I am fairly new to Zabbix... how do I debug how long my discovery scripts are running for?

bufanda commented 1 month ago

I am fairly new to Zabbix... how do I debug how long my discovery scripts are running for?

When the discovery ran you can got to data collection->host->items and then click on one of the get job items and there is a Test button at the bottom. Then just run the test. It will actually get values from the host and process them as if it would do when it runs normally. And then just use a stop watch. That's the easiest.

Otherwise you will see messages like

264:20240912:132545.029 item "xenorchestra:xoa.backup.raw[54dff5f8-432d-44ad-a269-6d0248ce39aa]" became not supported: Cannot execute script: Error: cannot get URL: Timeout was reached.
billcouper81 commented 1 month ago

Ahhh, I see! My XO host one of this item for each job "Backup Job Name: Get job info" with key xoa.backup.raw[job-uuid-here]

I can click test on the item, and click the "Get value and test" button. Timing it with a stopwatch, it takes between 10 and 12 seconds. The result is the expected json string that contains info about the job like status/start/end etc.

Our environments are obviously different and I'm not sure what is impacting amount of time needed for this task. I think with the discovery code I am running, the more jobs you have the longer it will take, but the number of job logs has no impact. Maybe.
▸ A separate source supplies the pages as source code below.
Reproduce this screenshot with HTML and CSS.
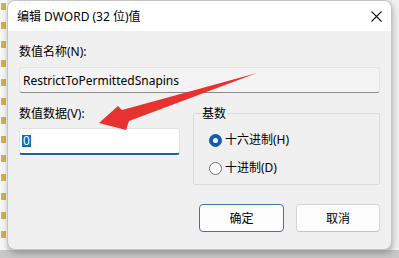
FILE: index.html
```html
<!DOCTYPE html>
<html lang="zh-CN">
<head>
<meta charset="utf-8">
<title>编辑 DWORD (32 位)值</title>
<link rel="stylesheet" href="styles.css">
</head>
<body>
<div class="screen">
  <div class="top">
    <div class="tree"></div>
    <div class="dialog">
      <div class="titlebar">
        <span class="title">编辑 DWORD (32 位)值</span>
        <svg class="close" width="11" height="11" viewBox="0 0 11 11"><path d="M0.5 0.5 L10.5 10.5 M10.5 0.5 L0.5 10.5" stroke="#1a1a1a" stroke-width="1.1" fill="none"/></svg>
      </div>
      <div class="body">
        <div class="label">数值名称(N):</div>
        <div class="field readonly">RestrictToPermittedSnapins</div>
        <div class="row">
          <div class="col-data">
            <div class="label">数值数据(V):</div>
            <div class="field edit"><span class="sel">0</span></div>
          </div>
          <div class="group">
            <div class="group-title">基数</div>
            <div class="radio"><span class="dot on"></span>十六进制(H)</div>
            <div class="radio"><span class="dot"></span>十进制(D)</div>
          </div>
        </div>
        <div class="buttons">
          <button class="btn primary">确定</button>
          <button class="btn">取消</button>
        </div>
      </div>
    </div>
    <div class="side"></div>
  </div>
  <div class="bottom"></div>
  <svg class="arrow" width="399" height="258" viewBox="0 0 399 258">
    <polygon points="99,123 118,106 122,110 257,73 129,121 126,130" fill="#e8322f"/>
  </svg>
</div>
</body>
</html>
```
FILE: styles.css
```css
html, body {
  margin: 0;
  padding: 0;
}
body {
  width: 399px;
  height: 258px;
  overflow: hidden;
  font-family: "Segoe UI", "Noto Sans", "Noto Sans CJK SC", sans-serif;
  font-size: 12px;
  color: #000;
}
.screen {
  position: relative;
  width: 399px;
  height: 258px;
  display: flex;
  flex-direction: column;
  background: #ececec;
}
.top {
  display: flex;
  height: 250px;
}
.tree {
  width: 7px;
  background:
    linear-gradient(90deg, #f7f7f7 0 1px, transparent 1px 6px, #f7f7f7 6px),
    repeating-linear-gradient(180deg, #f7f7f7 0 3px, #d6b04c 3px 10px, #f7f7f7 10px 19px);
}
.dialog {
  position: relative;
  z-index: 1;
  width: 385px;
  box-sizing: border-box;
  border: 1px solid #c4c4c4;
  border-radius: 8px;
  background: #f0f0f0;
  overflow: hidden;
  box-shadow: 1px 3px 7px rgba(0, 0, 0, 0.28);
  display: flex;
  flex-direction: column;
}
.side {
  flex: 1;
  background: #f3f3f3;
}
.bottom {
  height: 8px;
  background: #c8c8c8;
}
.titlebar {
  height: 30px;
  background: #ffffff;
  display: flex;
  align-items: center;
  justify-content: space-between;
  padding: 0 9px;
  line-height: 16px;
}
.title {
  padding-top: 1px;
}
.body {
  display: flex;
  flex-direction: column;
  padding: 13px 11px 17px 11px;
}
.label {
  line-height: 16px;
  height: 16px;
}
.body > .label {
  margin-bottom: 7px;
}
.field {
  box-sizing: border-box;
  display: flex;
  align-items: center;
  border-radius: 3px;
}
.readonly {
  height: 26px;
  background: #f3f3f3;
  border: 1px solid #e3e3e3;
  border-bottom-color: #8a8a8a;
  padding-left: 3px;
  padding-top: 1px;
}
.row {
  display: flex;
  gap: 13px;
  margin-top: 13px;
}
.col-data {
  width: 161px;
  display: flex;
  flex-direction: column;
}
.col-data .label {
  margin-bottom: 6px;
}
.edit {
  height: 27px;
  background: #ffffff;
  border: 1px solid #e2e2e2;
  border-bottom: 2px solid #22618f;
  padding-left: 2px;
}
.sel {
  background: #0a6fc2;
  color: #fff;
  line-height: 12px;
  height: 12px;
  padding: 0 1px;
}
.group {
  flex: 1;
  margin-top: 7px;
  border: 1px solid #dadada;
  border-radius: 2px;
  display: flex;
  flex-direction: column;
  padding: 0 0 6px 15px;
  gap: 8px;
}
.group-title {
  align-self: flex-start;
  margin: -8px 0 0 -8px;
  padding: 0 1px;
  background: #f0f0f0;
  line-height: 16px;
  height: 16px;
}
.radio {
  height: 20px;
  display: flex;
  align-items: center;
  line-height: 16px;
}
.dot {
  box-sizing: border-box;
  width: 13px;
  height: 13px;
  border-radius: 50%;
  border: 1px solid #707070;
  background: #fbfbfb;
  margin-right: 3px;
  display: flex;
  align-items: center;
  justify-content: center;
}
.dot.on {
  background: #145ea8;
  border-color: #145ea8;
}
.dot.on::after {
  content: "";
  width: 5px;
  height: 5px;
  border-radius: 50%;
  background: #ffffff;
}
.buttons {
  display: flex;
  justify-content: flex-end;
  gap: 12px;
  margin-top: 19px;
}
.btn {
  box-sizing: border-box;
  height: 28px;
  width: 84px;
  border: 1px solid #d4d4d4;
  border-bottom-color: #c4c4c4;
  border-radius: 4px;
  background: #fdfdfd;
  font-family: inherit;
  font-size: 12px;
  color: #000;
  padding: 0;
}
.btn.primary {
  width: 85px;
  border: 1px solid #3d76a6;
}
.arrow {
  position: absolute;
  left: 0;
  top: 0;
  z-index: 5;
  pointer-events: none;
}
```
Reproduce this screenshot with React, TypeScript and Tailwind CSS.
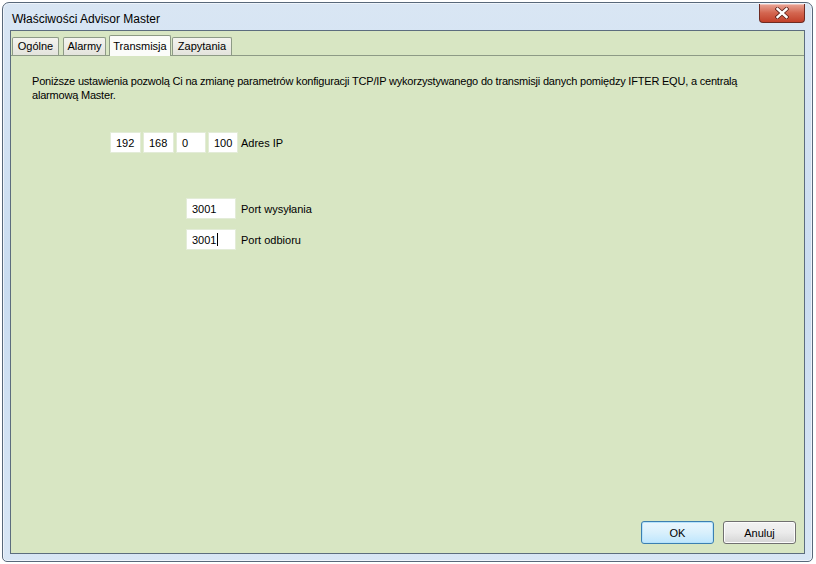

edit: I just noticed something in my 'get job info' script that I had forgot. My script is only processing the most recent 20 backup job logs, since I have less than 20 jobs it seemed more than enough. This would cut the script time dramatically vs the template default script... this change is based on assumptions about my exact setup, where every backup job runs once every day... I will see if I can come up with anything better and more robust that works for more configs, but the api is not good as you no doubt aware :)

billcouper81 commented 1 month ago

I was playing with the Get Job Info script today. Try this version? It only checks as many logs as it needs before it finds the matching uuid. With my setup of every job running once every day, this is faster (now 3-11 seconds for any job).

EDIT: Updated script with log filtering. Even better and should be compatible with any job scheduling? Hmmm not sure what would happen if any jobs are disabled... problem for future us.

"Get Job Info" script:

try {
    var params = JSON.parse(value);
    var req = new HttpRequest();
    req.addHeader('Cookie: authenticationToken=' + params.token);
    var server_url = params.url.endsWith('/') ? params.url.slice(0, -1) : params.url;
    var response = req.get(encodeURI(server_url + '/rest/v0/backup/logs?filter=jobId:' + params.uuid));
} catch(error) {
    Zabbix.log(3, "XenOrchestra API " + server_url + "/rest/v0/backup/logs Error: " + error);
    if (!Number.isInteger(error))
        return 520;
}
var backupLogUrls = JSON.parse(response);
for (var i = backupLogUrls.length -1; i >= 0; i--) {
    var logUrl = backupLogUrls[i];
    var resp = req.get(encodeURI(server_url + logUrl));
    var backupLog = JSON.parse(resp);
    backupLog.url = logUrl;
    if (backupLog.jobId == params.uuid) {
        return JSON.stringify({
            "url": backupLog.url,
            "params": params.uuid,
            "id": backupLog.id,
            'name': backupLog.jobName,
            'status': backupLog.status,
            'start': backupLog.start,
            'end': backupLog.end
        });
    }
}
return 404; 
billcouper81 commented 1 month ago

I revised the "Get Job Info" script. Removed the for loop and added additional error checking.

try {
    var params = JSON.parse(value);
    var req = new HttpRequest();
    req.addHeader("Cookie: authenticationToken=" + params.token);
    var server_url = params.url.endsWith("/") ? params.url.slice(0, -1) : params.url;
    var response = req.get(encodeURI(server_url + "/rest/v0/backup/logs?filter=jobId:" + params.uuid));
    if (!response) {
        Zabbix.log(3, "XenOrchestra API Error: Empty response for URL " + server_url + "/rest/v0/backup/logs?filter=jobId:" + params.uuid);
        return 501;
    }
    var backupLogUrls = JSON.parse(response);
    if (backupLogUrls.length === 0) {
        Zabbix.log(3, "XenOrchestra API Error: No backup logs found for job Id " + params.uuid);
        return 502;
    }
} catch (error) {
    Zabbix.log(3, "XenOrchestra API Error: " + error);
    return 503;
}

try {
    var logUrl = backupLogUrls[backupLogUrls.length - 1];
    var resp = req.get(encodeURI(server_url + logUrl));
    if (!resp) {
        Zabbix.log(3, "XenOrchestra API Error: Empty response for log URL " + logUrl);
        return 504;
    }
    var backupLog = JSON.parse(resp);
    backupLog.url = logUrl;
    if (backupLog.jobId === params.uuid) {
        return JSON.stringify({
            "url": backupLog.url,
            "params": params.uuid,
            "id": backupLog.id,
            "name": backupLog.jobName,
            "status": backupLog.status,
            "start": backupLog.start,
            "end": backupLog.end
        });
    }
    return 505;
} catch (error) {
    Zabbix.log(3, "XenOrchestra API Error: " + error);
    return 506;
}
bufanda commented 1 month ago

Sorry for the delayed response. Will check your latest implementation and comeback to you.

bufanda commented 1 month ago

Tested it now for a while and it looks good to me. If you have any recommendations for Items the Discovery should create I'll start to add them to my template. Saw your Dashbaord in #5 If you like to share it we could add it to the template too.